Federica Pich: I’d like to start our conversation with a quote from Michael Baxandall’s Patterns of Intention (1985: 4): «Past tense and cerebration: what a description will tend to represent best is thought after seeing a picture». I suspect a literary scholar would have been unable to capture the essence of verbal description – the shift that is implied in any attempt to represent a picture into words – as poignantly as this particular art historian does here. It is a question of perspective, of positive displacement – of being able to see more when we step outside the realm of our own discipline. My experience here at the Courtauld has been quite unique in this respect.
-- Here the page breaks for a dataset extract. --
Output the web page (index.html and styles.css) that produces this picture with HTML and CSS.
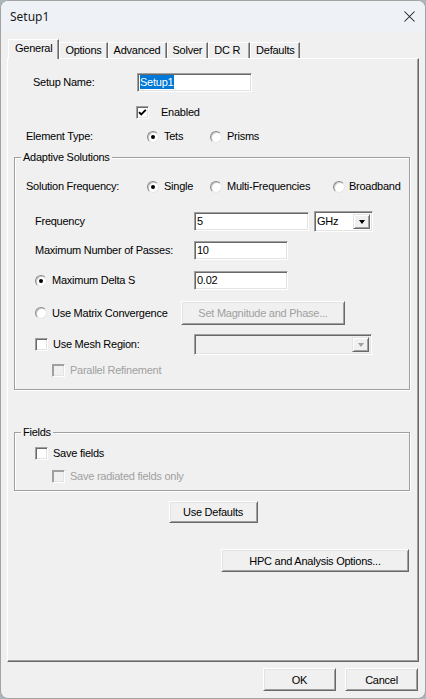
FILE: index.html
```html
<!DOCTYPE html>
<html lang="en">
<head>
    <meta charset="UTF-8">
    <meta name="viewport" content="width=device-width, initial-scale=1.0">
    <title>Setup1</title>
    <link rel="stylesheet" href="styles.css">
</head>
<body>
    <div class="window">
        <div class="titlebar">
            <span class="title">Setup1</span>
            <svg class="close" width="11" height="11" viewBox="0 0 11 11">
                <path d="M0.5 0.5 L10.5 10.5 M10.5 0.5 L0.5 10.5" stroke="#1c1c1c" stroke-width="1.05" fill="none"/>
            </svg>
        </div>

        <div class="content">
            <div class="tabs">
                <div class="tab active">General</div>
                <div class="tab">Options</div>
                <div class="tab">Advanced</div>
                <div class="tab">Solver</div>
                <div class="tab tab-dcr">DC R</div>
                <div class="tab">Defaults</div>
            </div>

            <div class="panel">
                <div class="row name-row">
                    <span>Setup Name:</span>
                    <div class="field name-field"><span class="selection">Setup1</span></div>
                </div>

                <div class="row enabled-row">
                    <span class="check checked">
                        <svg width="13" height="13" viewBox="0 0 13 13"><path d="M3 6.2 L5.2 8.5 L9.8 3.8" stroke="#000" stroke-width="1.9" fill="none"/></svg>
                    </span>
                    <span>Enabled</span>
                </div>

                <div class="row choice-row element-row">
                    <span>Element Type:</span>
                    <label class="option"><span class="radio on"></span>Tets</label>
                    <label class="option"><span class="radio"></span>Prisms</label>
                </div>

                <fieldset class="group adaptive">
                    <legend>Adaptive Solutions</legend>

                    <div class="row choice-row freq-choice">
                        <span>Solution Frequency:</span>
                        <label class="option"><span class="radio on"></span>Single</label>
                        <label class="option"><span class="radio"></span>Multi-Frequencies</label>
                        <label class="option broadband"><span class="radio"></span>Broadband</label>
                    </div>

                    <div class="row input-row freq-row">
                        <span>Frequency</span>
                        <div class="field freq-field">5</div>
                        <div class="field combo">
                            <span class="combo-text">GHz</span>
                            <span class="combo-btn"><span class="arrow"></span></span>
                        </div>
                    </div>

                    <div class="row input-row passes-row">
                        <span>Maximum Number of Passes:</span>
                        <div class="field short-field">10</div>
                    </div>

                    <div class="row input-row delta-row">
                        <label class="option"><span class="radio on"></span>Maximum Delta S</label>
                        <div class="field short-field">0.02</div>
                    </div>

                    <div class="row matrix-row">
                        <label class="option"><span class="radio"></span>Use Matrix Convergence</label>
                        <button class="btn magnitude-btn" disabled>Set Magnitude and Phase...</button>
                    </div>

                    <div class="row input-row mesh-row">
                        <label class="option"><span class="check"></span>Use Mesh Region:</label>
                        <div class="field combo disabled mesh-combo">
                            <span class="combo-text"></span>
                            <span class="combo-btn"><span class="arrow"></span></span>
                        </div>
                    </div>

                    <div class="row sub-row parallel-row">
                        <label class="option disabled"><span class="check"></span>Parallel Refinement</label>
                    </div>
                </fieldset>

                <fieldset class="group fields">
                    <legend>Fields</legend>

                    <div class="row save-row">
                        <label class="option"><span class="check"></span>Save fields</label>
                    </div>

                    <div class="row sub-row radiated-row">
                        <label class="option disabled"><span class="check"></span>Save radiated fields only</label>
                    </div>
                </fieldset>

                <div class="defaults-row">
                    <button class="btn defaults-btn">Use Defaults</button>
                </div>

                <div class="hpc-row">
                    <button class="btn hpc-btn">HPC and Analysis Options...</button>
                </div>
            </div>

            <div class="dialog-buttons">
                <button class="btn dialog-btn">OK</button>
                <button class="btn dialog-btn">Cancel</button>
            </div>
        </div>
    </div>
</body>
</html>
```

FILE: styles.css
```css
* {
    box-sizing: border-box;
}
html, body {
    margin: 0;
}
body {
    background-color: #aab6bb;
    font-family: "Liberation Sans", Arial, sans-serif;
    font-size: 11px;
    letter-spacing: -0.25px;
    color: #000;
}
.window {
    width: 426px;
    height: 699px;
    background-color: #f0f0f0;
    border: 1px solid #a3a3a3;
    border-radius: 8px;
    overflow: hidden;
}

/* title bar */
.titlebar {
    height: 31px;
    background-color: #eef2f6;
    display: flex;
    align-items: center;
    justify-content: space-between;
    padding: 0 10px 0 9px;
}
.title {
    font-family: "Noto Sans", "Open Sans", sans-serif;
    font-size: 12px;
    letter-spacing: 0;
    color: #1a1a1a;
}

.content {
    padding: 7px 6px 0 6px;
}

/* tabs */
.tabs {
    display: flex;
    align-items: flex-end;
    height: 19px;
    padding-left: 1px;
}
.tab {
    height: 16px;
    line-height: 15px;
    padding: 0 5px;
    border-top: 1px solid #fff;
    border-left: 1px solid #fff;
    border-right: 1px solid #696969;
    box-shadow: inset -1px 0 0 #a0a0a0;
}
.tab-dcr {
    padding-right: 9px;
}
.tab.active {
    height: 20px;
    line-height: 17px;
    margin-bottom: -1px;
    padding: 0 6px;
    background-color: #f0f0f0;
    position: relative;
    z-index: 1;
}

/* tab page */
.panel {
    height: 604px;
    border: 1px solid;
    border-color: #fff #696969 #696969 #fff;
    box-shadow: inset -1px -1px 0 #a0a0a0;
}

.row {
    display: flex;
    align-items: center;
    height: 13px;
    line-height: 13px;
    white-space: nowrap;
}
.name-row {
    display: grid;
    grid-template-columns: 104px 115px;
    height: 19px;
    margin-top: 14px;
    padding-left: 25px;
}
.enabled-row {
    margin-top: 14px;
    padding-left: 128px;
    gap: 12px;
}
.choice-row {
    display: grid;
    grid-template-columns: 121px 63px auto;
}
.element-row {
    margin-top: 11px;
    padding-left: 18px;
}

.option {
    display: flex;
    align-items: center;
    gap: 5px;
}
.option.disabled {
    color: #a0a0a0;
}

/* classic radio button */
.radio {
    width: 12px;
    height: 12px;
    flex: none;
    border-radius: 50%;
    background-color: #fff;
    border: 1px solid;
    border-color: #8a8a8a #e6e6e6 #e6e6e6 #8a8a8a;
    box-shadow: inset 1px 1px 0 #c8c8c8;
    display: flex;
    align-items: center;
    justify-content: center;
}
.radio.on::after {
    content: "";
    width: 4px;
    height: 4px;
    border-radius: 50%;
    background-color: #000;
}

/* classic check box */
.check {
    width: 13px;
    height: 13px;
    flex: none;
    background-color: #fff;
    border: 1px solid;
    border-color: #a0a0a0 #fff #fff #a0a0a0;
    box-shadow: inset 1px 1px 0 #696969, inset -1px -1px 0 #e3e3e3;
    position: relative;
}
.check svg {
    position: absolute;
    top: -1px;
    left: -1px;
}
.option.disabled .check {
    background-color: #f0f0f0;
    box-shadow: inset 1px 1px 0 #a0a0a0, inset -1px -1px 0 #e3e3e3;
}

/* sunken edit fields */
.field {
    height: 19px;
    line-height: 16px;
    padding: 0 2px;
    background-color: #fff;
    border: 1px solid;
    border-color: #a0a0a0 #fff #fff #a0a0a0;
    box-shadow: inset 1px 1px 0 #696969, inset -1px -1px 0 #e3e3e3;
}
.selection {
    display: inline-block;
    line-height: 14px;
    margin-top: 1px;
    padding-right: 1px;
    background-color: #0078d7;
    color: #fff;
}

/* group boxes */
.group {
    margin: 8px 8px 0 6px;
    padding: 0 0 12px;
    border: 1px solid #a0a0a0;
    box-shadow: inset 1px 1px 0 #fff, 1px 1px 0 #fff;
    min-width: 0;
}
.group legend {
    margin-left: 6px;
    padding: 0 2px;
    line-height: 13px;
    background-color: #f0f0f0;
}

.freq-choice {
    margin-top: 16px;
    padding-left: 11px;
    grid-template-columns: 121px 63px 123px auto;
}
.broadband {
    gap: 4px;
}

.input-row {
    display: grid;
    grid-template-columns: 159px auto auto;
    padding-left: 20px;
    height: 19px;
    justify-content: start;
}
.freq-row {
    margin-top: 18px;
    height: 21px;
}
.freq-field {
    width: 115px;
}
.short-field {
    width: 94px;
}
.passes-row {
    margin-top: 9px;
}
.delta-row {
    margin-top: 11px;
}

/* combo boxes */
.combo {
    display: flex;
    justify-content: space-between;
    height: 21px;
    margin-left: 5px;
    width: 59px;
    padding: 2px 2px 2px 2px;
    line-height: 15px;
}
.combo-btn {
    width: 17px;
    height: 15px;
    background-color: #f0f0f0;
    border: 1px solid;
    border-color: #e3e3e3 #696969 #696969 #e3e3e3;
    box-shadow: inset 1px 1px 0 #fff, inset -1px -1px 0 #a0a0a0;
    display: flex;
    align-items: center;
    justify-content: center;
}
.arrow {
    width: 0;
    height: 0;
    border-left: 3.5px solid transparent;
    border-right: 3.5px solid transparent;
    border-top: 4px solid #000;
    margin-top: 1px;
}
.combo.disabled {
    background-color: #f0f0f0;
}
.combo.disabled .arrow {
    border-top-color: #a0a0a0;
}
.mesh-combo {
    width: 178px;
    margin-left: 0;
}

/* push buttons */
.btn {
    font-family: inherit;
    font-size: 11px;
    letter-spacing: -0.25px;
    color: #000;
    background-color: #f0f0f0;
    border: 1px solid;
    border-color: #fff #696969 #696969 #fff;
    box-shadow: inset 1px 1px 0 #e3e3e3, inset -1px -1px 0 #a0a0a0;
    padding: 0;
    height: 23px;
}
.btn:disabled {
    color: #a0a0a0;
}

.matrix-row {
    display: grid;
    grid-template-columns: 146px auto;
    justify-content: start;
    padding-left: 20px;
    height: 24px;
    margin-top: 11px;
}
.magnitude-btn {
    width: 164px;
    height: 24px;
}

.mesh-row {
    margin-top: 9px;
    height: 21px;
}
.sub-row {
    padding-left: 37px;
}
.parallel-row {
    margin-top: 9px;
}

.fields {
    margin-top: 36px;
    padding-bottom: 7px;
}
.save-row {
    margin-top: 8px;
    padding-left: 20px;
}
.radiated-row {
    margin-top: 10px;
}

.defaults-row {
    display: flex;
    justify-content: center;
    margin-top: 10px;
}
.defaults-btn {
    width: 89px;
    height: 22px;
}
.hpc-row {
    display: flex;
    justify-content: flex-end;
    margin-top: 26px;
    padding-right: 9px;
}
.hpc-btn {
    width: 188px;
}

/* OK / Cancel */
.dialog-buttons {
    display: flex;
    justify-content: flex-end;
    gap: 9px;
    margin-top: 6px;
    padding-right: 1px;
}
.dialog-btn {
    width: 73px;
}
```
Besides rekindling my interest in intermediality, conversations with students and colleagues have changed the way I look at pictures and, perhaps more surprisingly, the way I read texts.
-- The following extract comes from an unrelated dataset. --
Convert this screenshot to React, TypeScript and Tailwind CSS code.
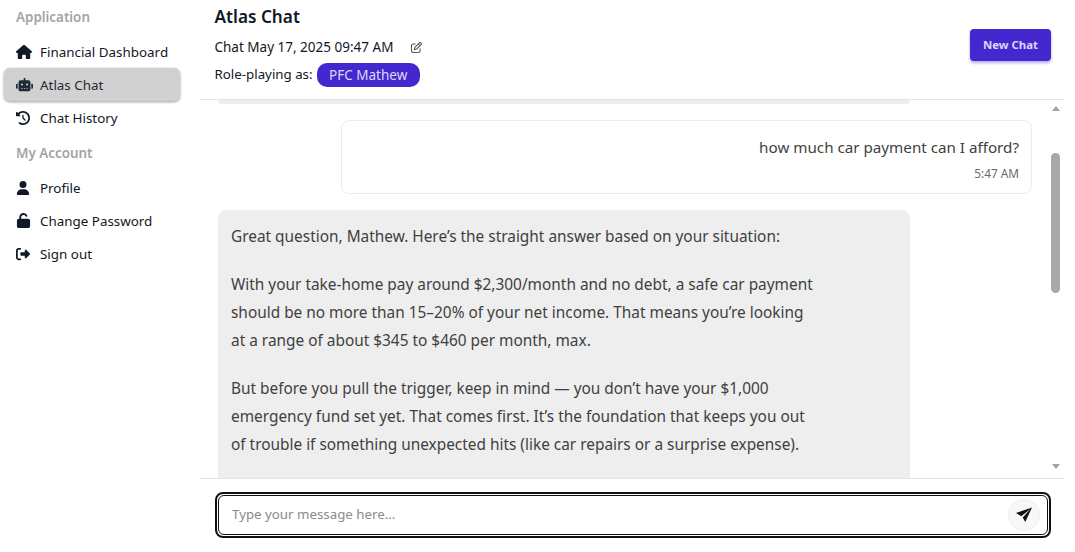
import { FaHouse, FaRobot, FaClockRotateLeft, FaUser, FaUnlock, FaRightFromBracket, FaRegPenToSquare } from 'react-icons/fa6';
import type { ComponentType } from 'react';

interface NavItem {
  label: string;
  icon: ComponentType<{ className?: string }>;
  iconClass: string;
  active?: boolean;
}

const appItems: NavItem[] = [
  { label: 'Financial Dashboard', icon: FaHouse, iconClass: 'size-4' },
  { label: 'Atlas Chat', icon: FaRobot, iconClass: 'size-[17px]', active: true },
  { label: 'Chat History', icon: FaClockRotateLeft, iconClass: 'size-[14px]' },
];

const accountItems: NavItem[] = [
  { label: 'Profile', icon: FaUser, iconClass: 'size-[14px]' },
  { label: 'Change Password', icon: FaUnlock, iconClass: 'size-[15px]' },
  { label: 'Sign out', icon: FaRightFromBracket, iconClass: 'size-[14px]' },
];

function NavRow({ item }: { item: NavItem }) {
  const Icon = item.icon;
  return (
    <div
      className={`flex h-[33px] items-center rounded-md pl-3 text-[13.4px] ${
        item.active ? 'bg-[#d1d1d1] text-[#1f2937] shadow-[0_1px_3px_rgba(0,0,0,0.4)]' : 'text-[#111827]'
      }`}
    >
      <span className="flex w-6 shrink-0 items-center">
        <Icon className={`${item.iconClass} ${item.active ? 'text-[#1f2937]' : 'text-[#111827]'}`} />
      </span>
      <span className="pt-[1px]">{item.label}</span>
    </div>
  );
}

function Scrollbar() {
  return (
    <div className="flex w-[13px] shrink-0 flex-col items-start">
      <div className="mt-[6px] ml-[1px] h-0 w-0 border-x-[4px] border-b-[5px] border-x-transparent border-b-[#a3a3a3]" />
      <div className="mt-[42px] h-[140px] w-[9px] rounded-full bg-[#a8a8a8]" />
      <div className="mt-[171px] ml-[1px] h-0 w-0 border-x-[4px] border-t-[5px] border-x-transparent border-t-[#a3a3a3]" />
    </div>
  );
}

export default function App() {
  return (
    <div className="flex h-[552px] w-[1075px] overflow-hidden bg-white pr-[11px] font-['Noto_Sans',sans-serif] text-[#111827]">
      <aside className="w-[200px] shrink-0 px-1 pt-2">
        <div className="pl-3 text-[13.4px] leading-[18px] font-semibold text-[#a3a3a3]">Application</div>
        <nav className="mt-[9px] flex w-[176px] flex-col">
          {appItems.map((item) => (
            <NavRow key={item.label} item={item} />
          ))}
        </nav>
        <div className="mt-[10px] pl-3 text-[13.4px] leading-[18px] font-semibold text-[#a3a3a3]">My Account</div>
        <nav className="mt-[9px] flex w-[176px] flex-col">
          {accountItems.map((item) => (
            <NavRow key={item.label} item={item} />
          ))}
        </nav>
      </aside>

      <main className="flex min-w-0 flex-1 flex-col">
        <header className="flex h-[100px] shrink-0 items-start justify-between border-b border-[#e5e5e5] pt-[5px] pr-[13px] pl-[14.5px]">
          <div className="flex flex-col">
            <h1 className="text-[17.2px] leading-[24px] font-semibold">Atlas Chat</h1>
            <div className="mt-[6px] flex h-[24px] items-center text-[13.5px]">
              Chat May 17, 2025 09:47 AM
              <FaRegPenToSquare className="ml-[18px] size-[11px] text-[#555]" />
            </div>
            <div className="mt-[4px] flex items-center text-[13.3px]">
              Role-playing as:
              <span className="ml-1 flex h-[24px] items-center rounded-[10px] bg-[#4527d0] px-[12.5px] text-[13.5px] text-[#dcd8fb]">PFC Mathew</span>
            </div>
          </div>
          <button className="mt-[24px] h-[32px] w-[81px] rounded-[4px] bg-[#4527d0] text-[11.4px] font-bold text-[#dcd8fb] shadow-[0_2px_3px_rgba(69,39,208,0.4)]">
            New Chat
          </button>
        </header>

        <div className="flex h-[378px] shrink-0 overflow-hidden">
          <div className="min-w-0 flex-1 pl-[18px]">
            <div className="h-[4px] w-[692px] rounded-b-lg bg-[#eeeeee]" />
            <div className="mt-[16px] ml-[123px] flex h-[74px] w-[691px] flex-col items-end rounded-lg border border-[#ececec] px-3 pt-[14px]">
              <p className="text-[15.2px] leading-[24px] text-[#3f3f3f]">how much car payment can I afford?</p>
              <p className="mt-[6px] text-[11.8px] leading-[16px] text-[#6b6b6b]">5:47 AM</p>
            </div>
            <div className="mt-[16px] h-[300px] w-[692px] rounded-lg bg-[#eeeeee] px-[13px] pt-[13px] text-[15.4px] leading-[28px] text-[#3f3f3f]">
              <p>Great question, Mathew. Here’s the straight answer based on your situation:</p>
              <p className="mt-[20px]">
                With your take-home pay around $2,300/month and no debt, a safe car payment
                <br />
                should be no more than 15–20% of your net income. That means you’re looking
                <br />
                at a range of about $345 to $460 per month, max.
              </p>
              <p className="mt-[20px]">
                But before you pull the trigger, keep in mind — you don’t have your $1,000
                <br />
                emergency fund set yet. That comes first. It’s the foundation that keeps you out
                <br />
                of trouble if something unexpected hits (like car repairs or a surprise expense).
              </p>
            </div>
          </div>
          <Scrollbar />
        </div>

        <footer className="shrink-0 border-t border-[#e5e5e5] pt-[13px] pr-[13px] pl-[15px]">
          <div className="flex h-[46px] items-center rounded-lg border-2 border-[#111] p-[1px]">
            <div className="flex h-full w-full items-center justify-between rounded-md border border-[#111] pr-[7px] pl-[13px]">
              <span className="-mt-[1px] text-[13.3px] text-[#8a8a8a]">Type your message here...</span>
              <button className="flex size-[32px] items-center justify-center rounded-full border border-[#eeeeee] bg-[#f8f8f8]">
                <svg viewBox="0 0 16 16" className="size-4 fill-[#111]">
                  <path d="M16 0.5 L0 6 L5.2 9.3 L14.5 2 L6.7 10.6 L9.3 15 Z" />
                </svg>
              </button>
            </div>
          </div>
        </footer>
      </main>
    </div>
  );
}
It was that same search for new perspectives – facilitated by the chance to spend more time in London’s libraries over the last few months – that first led me to your work, Michael. When I read your article on the epigrams on Myron’s cow (Squire 2010a), for example, and your chapter on ekphrasis for the Oxford Handbooks Online in Classical Studies (Squire 2015b), they both stood out to me as much more intellectually refreshing and helpful than many theoretical contributions I had come across during my own research on ekphrastic poetry in the Italian Renaissance. I felt that your view of the subject could speak effectively to someone with a different expertise – precisely because your thoughts were moving from specific objects and texts, which you analyzed in great depth, while never losing sight of wider issues. This made me wonder how you first got interested in themes of image and text. Was it your interest in individual authors or texts that led you to themes such as ekphrasis and visual poetry, or was it rather the interest in these themes that guided your selection of texts? For that matter, what took you to classical materials in the first place?